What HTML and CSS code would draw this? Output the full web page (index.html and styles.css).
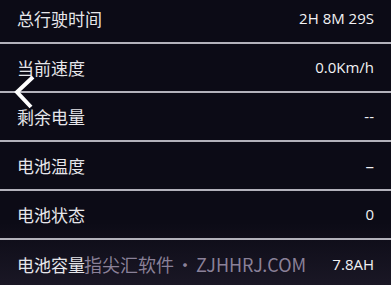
FILE: index.html
```html
<!DOCTYPE html>
<html lang="zh">
<head>
<meta charset="utf-8">
<link rel="stylesheet" href="styles.css">
</head>
<body>
<div class="screen">
  <ul class="list">
    <li class="row"><span class="label">总行驶时间</span><span class="value">2H 8M 29S</span></li>
    <li class="row"><span class="label">当前速度</span><span class="value">0.0Km/h</span></li>
    <li class="row"><span class="label">剩余电量</span><span class="value">--</span></li>
    <li class="row"><span class="label">电池温度</span><span class="value dash">–</span></li>
    <li class="row"><span class="label">电池状态</span><span class="value">0</span></li>
    <li class="row last"><span class="label">电池容量</span><span class="value">7.8AH</span></li>
  </ul>
  <svg class="back" width="24" height="34" viewBox="0 0 24 34" aria-hidden="true">
    <polyline points="20,2 4,17 18,32" fill="none" stroke="#ffffff" stroke-width="4" stroke-linecap="butt" stroke-linejoin="miter"/>
  </svg>
  <div class="watermark">指尖汇软件 • ZJHHRJ.COM</div>
</div>
</body>
</html>
```
FILE: styles.css
```css
* { box-sizing: border-box; }
html, body {
  margin: 0;
  padding: 0;
  background: #0c0b16;
}
.screen {
  position: relative;
  width: 391px;
  height: 285px;
  overflow: hidden;
  background: linear-gradient(to bottom, #0c0b16 0%, #0c0b16 78%, #1a1725 100%);
}
.list {
  list-style: none;
  margin: -5px 0 0 0;
  padding: 0;
}
.row {
  height: 49px;
  display: flex;
  align-items: center;
  justify-content: space-between;
  padding: 0 17px 0 17px;
  border-bottom: 2px solid #b3b2bb;
}
.row.last { border-bottom: none; }
.label {
  font-family: "Noto Sans CJK SC", "Noto Sans", sans-serif;
  font-size: 17px;
  color: #e6e6ea;
  line-height: 1;
}
.value {
  font-family: "Open Sans", "Noto Sans", sans-serif;
  font-size: 15px;
  color: #f2f2f4;
  line-height: 1;
}
.value.dash { font-size: 17px; }
.back {
  position: absolute;
  left: 13px;
  top: 75px;
}
.watermark {
  position: absolute;
  left: 84px;
  top: 252px;
  font-family: "Noto Sans CJK SC", "Open Sans", sans-serif;
  font-size: 18px;
  line-height: 24px;
  color: rgba(160, 150, 175, 0.85);
  white-space: nowrap;
  word-spacing: -2px;
}
```
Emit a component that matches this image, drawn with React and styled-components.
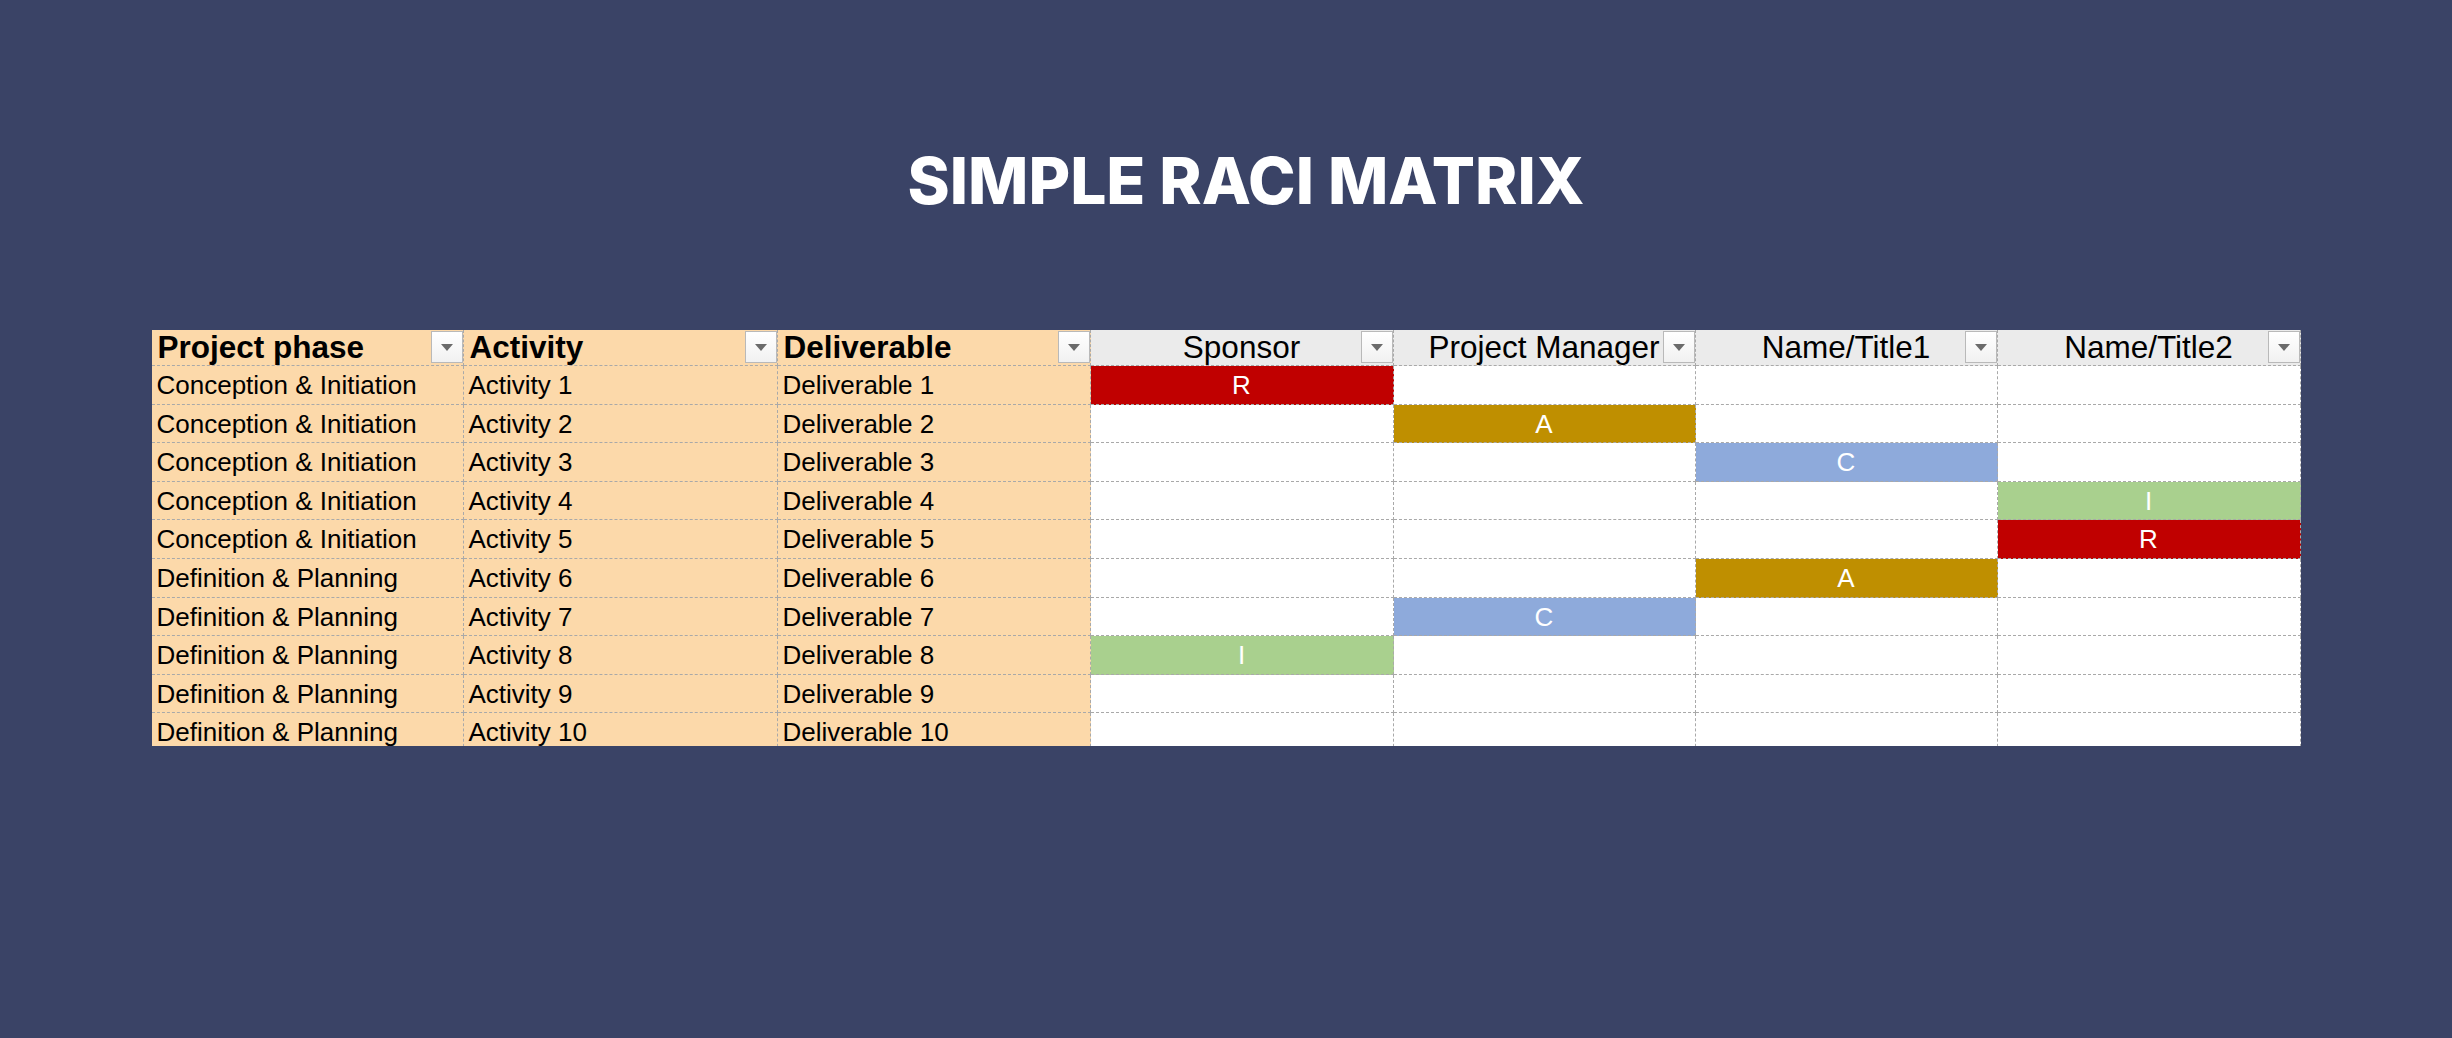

- TO BE DONE:
Reproduce the listing above exactly, excluding all pictures.

- OUTPUT OF THE TASK:
What HTML and CSS code would draw this? Output the full web page (index.html and styles.css).
FILE: index.html
```html
<!DOCTYPE html>
<html lang="zh">
<head>
<meta charset="utf-8">
<link rel="stylesheet" href="styles.css">
</head>
<body>
<div class="screen">
  <ul class="list">
    <li class="row"><span class="label">总行驶时间</span><span class="value">2H 8M 29S</span></li>
    <li class="row"><span class="label">当前速度</span><span class="value">0.0Km/h</span></li>
    <li class="row"><span class="label">剩余电量</span><span class="value">--</span></li>
    <li class="row"><span class="label">电池温度</span><span class="value dash">–</span></li>
    <li class="row"><span class="label">电池状态</span><span class="value">0</span></li>
    <li class="row last"><span class="label">电池容量</span><span class="value">7.8AH</span></li>
  </ul>
  <svg class="back" width="24" height="34" viewBox="0 0 24 34" aria-hidden="true">
    <polyline points="20,2 4,17 18,32" fill="none" stroke="#ffffff" stroke-width="4" stroke-linecap="butt" stroke-linejoin="miter"/>
  </svg>
  <div class="watermark">指尖汇软件 • ZJHHRJ.COM</div>
</div>
</body>
</html>
```
FILE: styles.css
```css
* { box-sizing: border-box; }
html, body {
  margin: 0;
  padding: 0;
  background: #0c0b16;
}
.screen {
  position: relative;
  width: 391px;
  height: 285px;
  overflow: hidden;
  background: linear-gradient(to bottom, #0c0b16 0%, #0c0b16 78%, #1a1725 100%);
}
.list {
  list-style: none;
  margin: -5px 0 0 0;
  padding: 0;
}
.row {
  height: 49px;
  display: flex;
  align-items: center;
  justify-content: space-between;
  padding: 0 17px 0 17px;
  border-bottom: 2px solid #b3b2bb;
}
.row.last { border-bottom: none; }
.label {
  font-family: "Noto Sans CJK SC", "Noto Sans", sans-serif;
  font-size: 17px;
  color: #e6e6ea;
  line-height: 1;
}
.value {
  font-family: "Open Sans", "Noto Sans", sans-serif;
  font-size: 15px;
  color: #f2f2f4;
  line-height: 1;
}
.value.dash { font-size: 17px; }
.back {
  position: absolute;
  left: 13px;
  top: 75px;
}
.watermark {
  position: absolute;
  left: 84px;
  top: 252px;
  font-family: "Noto Sans CJK SC", "Open Sans", sans-serif;
  font-size: 18px;
  line-height: 24px;
  color: rgba(160, 150, 175, 0.85);
  white-space: nowrap;
  word-spacing: -2px;
}
```
Emit a component that matches this image, drawn with React and styled-components.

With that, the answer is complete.